The authors first describe the procedure to construct the skeleton graph from the data, which involves identifying representative points (knots) and connecting them based on the 2-nearest neighbor regions. They then define a skeleton-based distance metric and show how to project the original covariates onto the skeleton.
Next, the authors apply different nonparametric regression methods on the skeleton graph. For kernel regression, they analyze the convergence properties separately for edge points, knots with nonzero mass, and knots with zero mass. For k-nearest neighbor regression, they adapt the method to use the skeleton-based distance. For linear spline regression, they provide an elegant parametric representation using the values at the knots.

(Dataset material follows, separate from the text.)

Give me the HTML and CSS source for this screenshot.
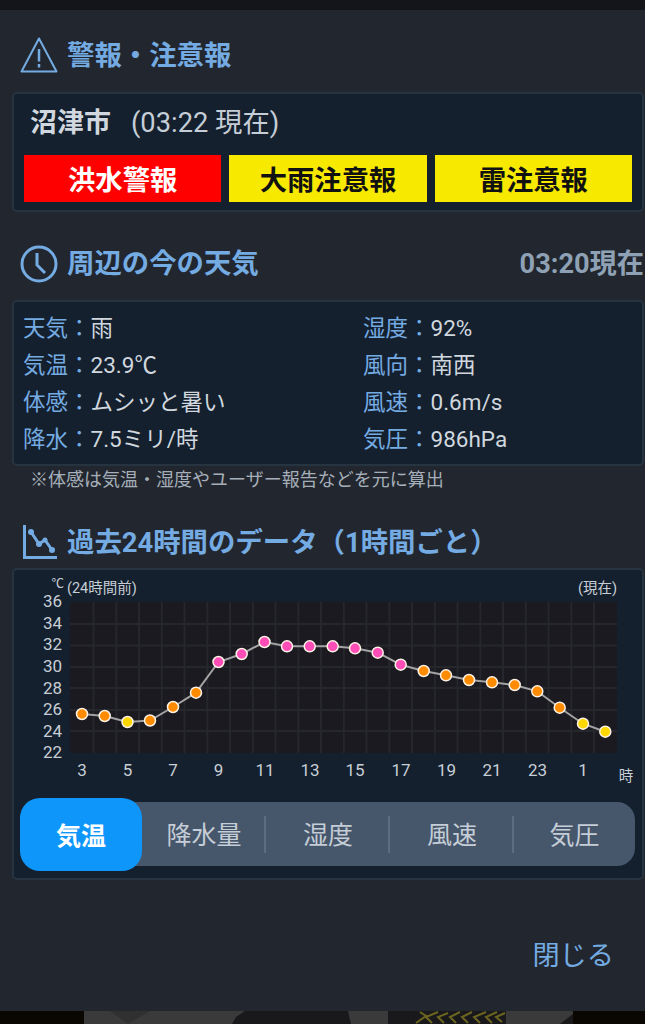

The authors also discuss the challenges in applying other nonparametric regression techniques like local polynomial regression, higher-order spline, and orthonormal basis on the skeleton graph due to the lack of well-defined orientation and derivatives.
Finally, the authors demonstrate the effectiveness of the skeleton regression framework through simulations and real data examples, showing its advantages in handling data with underlying geometric structures, additive noise, and noisy observations.
Stats
The regression response increases polynomially with the angle and the radius of the two-moon shaped covariates.
The skeleton construction procedure divides the covariate space into a given number of disjoint components.
Quotes
"The main goal of this work is to estimate a scalar response with covariates lying around some manifold structures in a way that utilizes the geometric structure and bypasses the curse of dimensionality."
"The proposed regression framework in this work also adapts to the manifold, as the nonparametric regression models fitted on a graph are dimension-independent."